В ходе войны командующему АДД не раз становилось известно о случаях, когда совершенно здоровые, никогда не болевшие летчики и штурманы начинали испытывать недомогание. Медицинские проверки показывали, что у них внезапно резко повышалось кровяное давление, обнаруживались и другие болезненные симптомы. Голованова всегда отличали склонность к глубокому анализу фактов и умение их обобщать. Он справедливо задумался: во многих профессиях существуют специфические условия труда и порожденные этими условиями специфические требования к организму человека, этим трудом занятому. Есть и болезни, [122] названные профессиональными, так как они возникают в связи с определенными видами труда. А летная профессия? Разве не нуждается она в специальном глубоком изучении присущих ей особенностей, диктующих определенные требования и к человеческому организму, и к условиям труда летного состава? Ведь до сего времени, размышлял Голованов, отбор в авиацию производится в основном по принципу: нет ли отклонений от нормы. А достаточно ли этого? Чем, например, объяснить тот факт, что некоторые летчики и в пятьдесят пять лет абсолютно пригодны к летной работе, а других медицинская комиссия отстраняет от полетов уже в сорок пять? А ведь по мере роста скоростей и высот в авиации реакции организма, требования к человеку будут еще больше усложняться... Назрела необходимость создания специальной авиационной медицинской службы, решил Голованов, и стал добиваться организации в АДД самостоятельного авиационно-медицинского отдела.

Идея эта в 1944 году казалась очевидной далеко не всем. Голованова не поддержало руководство медицинской службы Красной Армии, которое полагало, что медицинский персонал, имеющийся в частях и соединениях АДД, достаточно надежно обеспечивает нужды летного состава в медицинском наблюдении и помощи. Это было верно. Голованов не имел оснований жаловаться на медиков из АДД. Но мысль его устремлялась вперед. Он был уверен, что если сегодня необходимость в специальной авиационно-медицинской службе ощущается еще не остро, то не пройдет и десятка лет, как без нее нельзя будет обойтись. Будучи уверен в своей правоте, Голованов счел возможным по такому, в то время казавшемуся многим отнюдь не актуальному вопросу обратиться к Верховному Главнокомандующему. И предложение командующего АДД было принято. Отдел авиационной медицины в дальней авиации был создан, и тем самым обрела право гражданства новая отрасль медицины, существование которой ныне не только считается [123] само собой разумеющимся, но которая уже успела выделить дочернюю отрасль — медицину космическую.

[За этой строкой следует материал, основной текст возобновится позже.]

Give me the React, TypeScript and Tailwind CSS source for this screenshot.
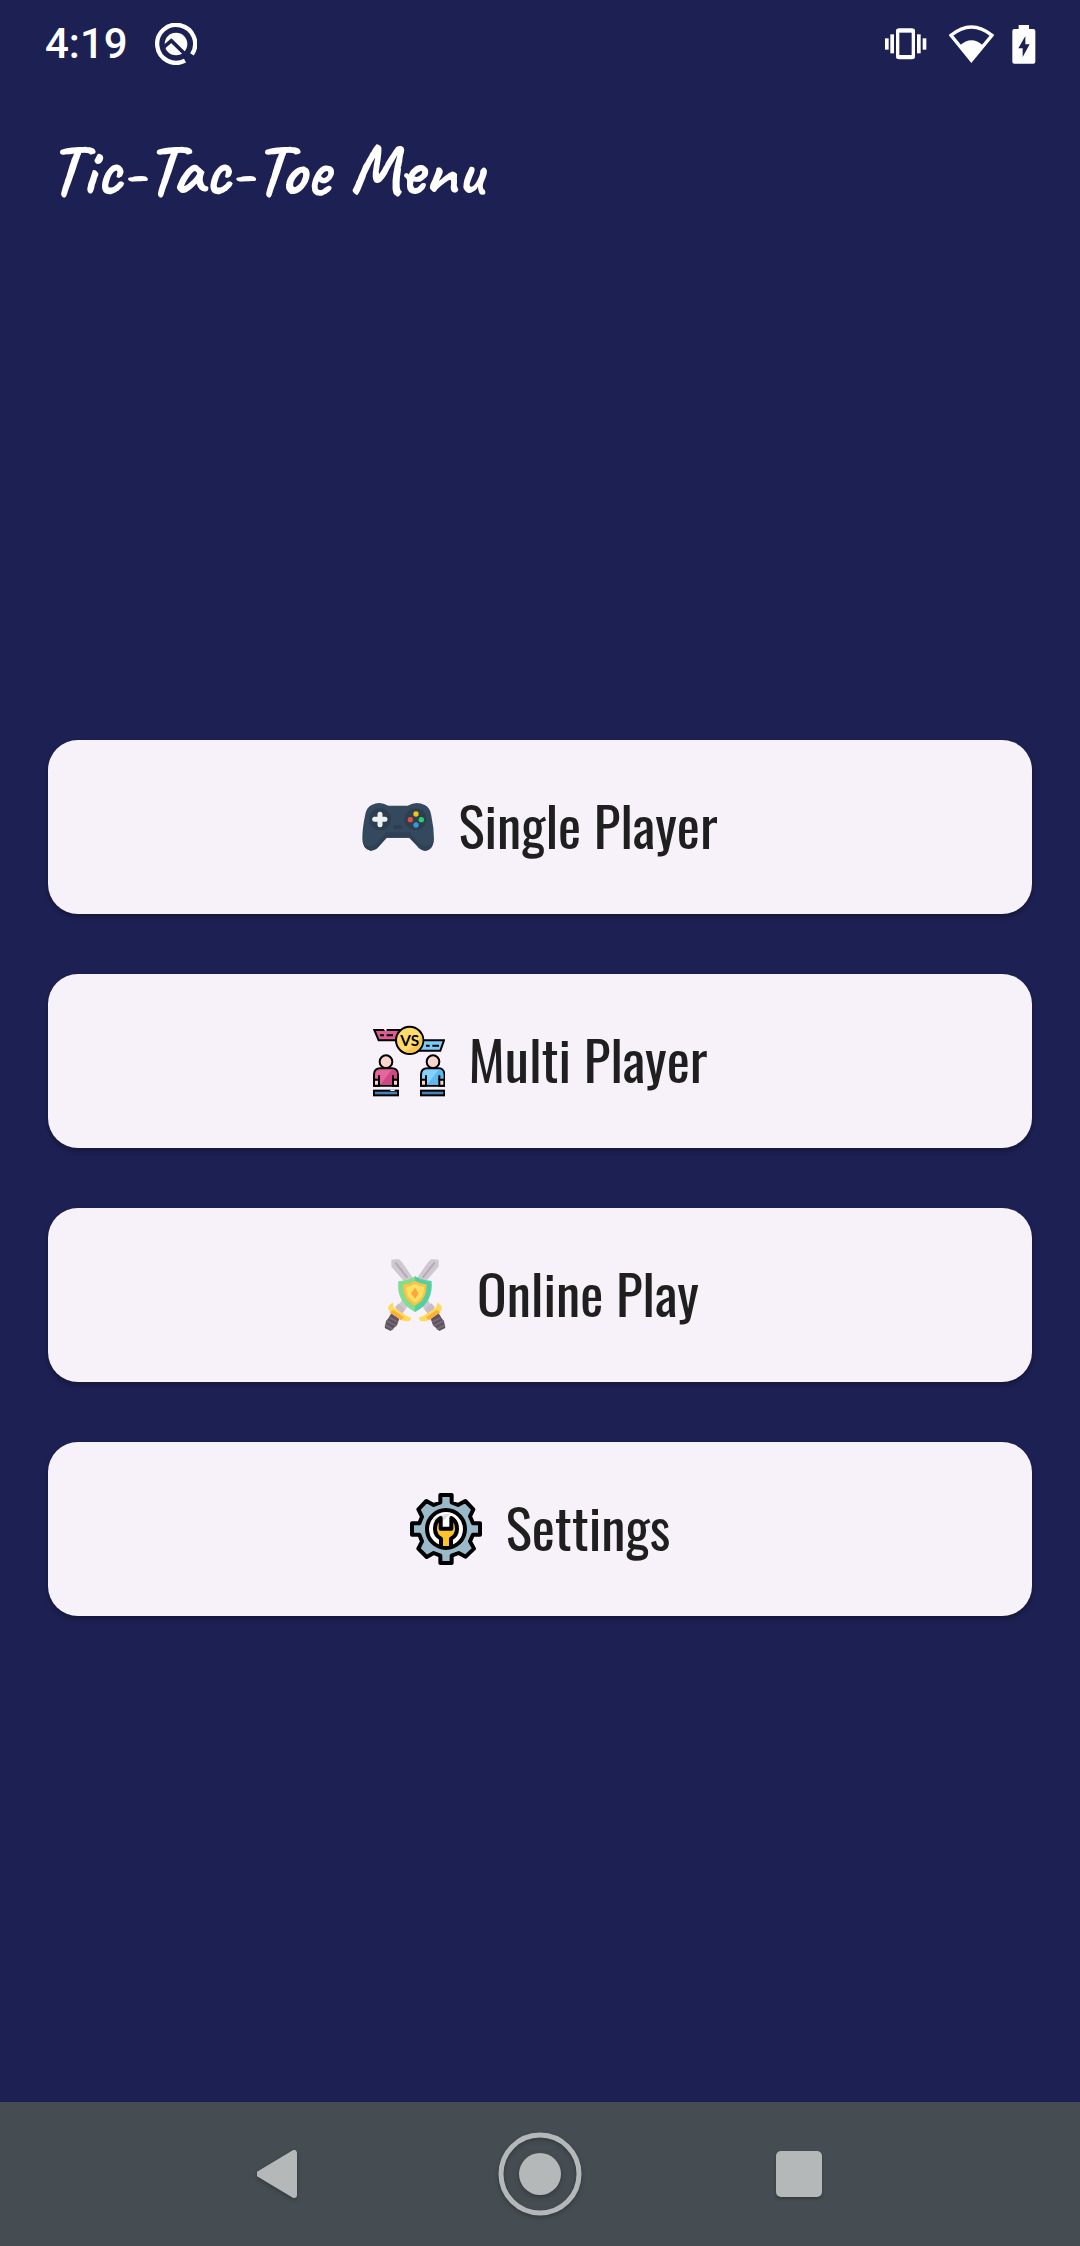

Подхожу к концу своего повествования и с полной ясностью вижу огромность того материала, который не вошел в эту книгу, но который обозначен во множестве документов, опубликованных и еще не опубликованных записках и воспоминаниях и самого Голованова, и ветеранов АДД, и тех, кто встречался с Александром Евгеньевичем на разных этапах его славного жизненного пути.

Спешат люди по улицам, носящим имя Главного маршала авиации Голованова, учатся дети в школах его имени, кипит на необъятных просторах Родины, которую он так любил и берег, радостная жизнь.

...Александр Евгеньевич Голованов мечтал о небе чистом и мирном, открытом дерзаниям человеческого гения. И небо его мечты сегодня надежно охраняют наследники его бессмертной славы — часовые воздушных просторов нашей великой Родины.